Whether my survey results are correct or not, it is good news for the U.K. if people like me can still go from the bottom to the middle (or apparently the top of the ladder). What could be behind this? Well despite his background, my father studied hard to become a very qualified engineer and I was the first in my family ever to go to university. We both share the old-fashioned idea of working hard and not wasting our money so that we do more with our small amount of money than people with 3 or 4 times higher salary.
What really helps my score is my social and cultural factors. I have a wide variety of friends, and many of whom are higher achieving than myself which for the purposes of this survey pushes me up. I have always been a dedicated saver and started saving for pensions, shares after doing part time jobs at school. Maybe because I come from a “poor” background I have always been careful with my money and over 20 years it does add up even though my salary has only ever been average by UK standard (which is low by London standards).

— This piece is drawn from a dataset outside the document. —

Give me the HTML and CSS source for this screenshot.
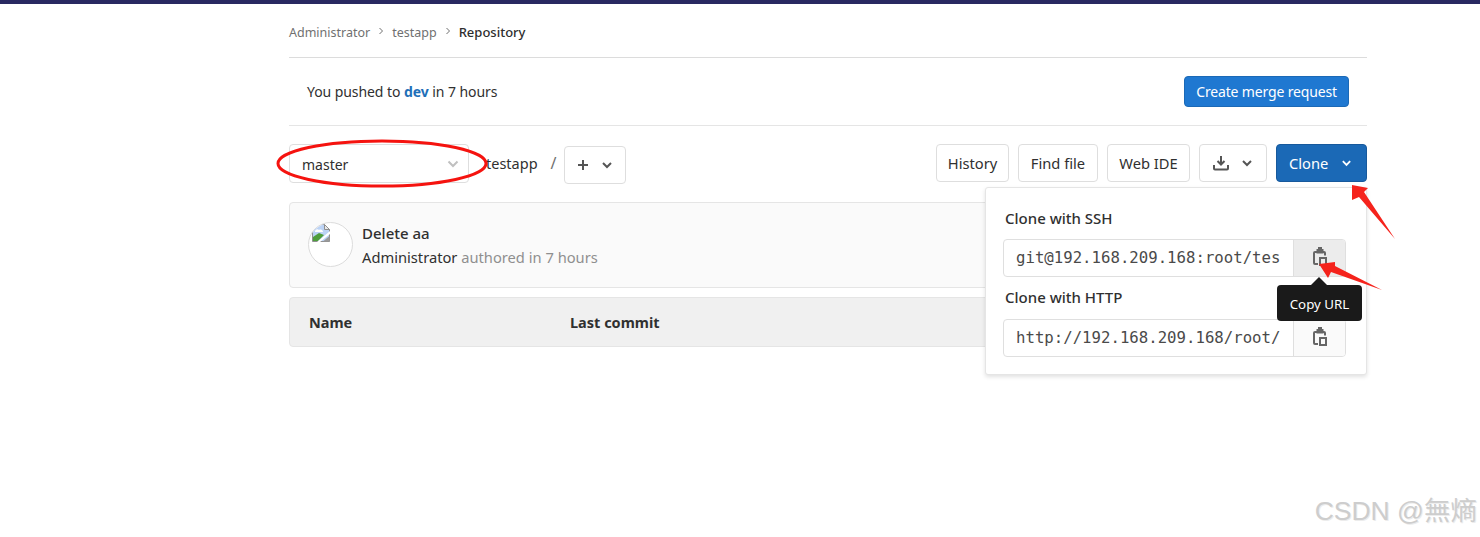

Most of all my high rating is I guess because I score 100% on culture and visiting museums, concerts etc which is higher even than traditionally wealthy “elite” people. I have always been one to aspire to do better and certainly not one happy to just go out and spend money on booze or be ashamed of being different or trying to do better for myself. This isn’t a common thing for young men in Britain born into working class backgrounds and is even less common now than it was when I left high school 20 years ago.
I am as happy going to the cinema as to the theatre. I like the sport of the masses (football) as well as more minority sports like cricket or even horse trials. I like Pizza but don’t generally like fast food. I love traditional roast dinners but am more than happy with a sandwich. It is true I am not into consumerism or celebrity lifestyles or reality tv shows and I will be good mannered, polite and refuse to speak with that terribly fake estuary English accent that everyone to Tony Blair has adopted.
Until this new survey came out, I would have said I come from an upper working class background and migrated to a lower middle-class with potential to improve further. Personally I would very much dispute being classed as elite as my socks have more holes in them than Prince Charles would know what to do with. However there seems no getting away from it that in just over a generation “we” have achieved what many who went to America or Australia did too in years gone by.
The fact is that only 39% of the population are now in the traditional 3 classes but the modern political parties are continuing to argue amongst themselves in the same way. No wonder people are disaffected with politics as they are not being represented and funnily enough the percentage of people who are voting in elections isn’t too far from 39% either.
Class may not be as important as it once was but it still is important whether people realise it or not.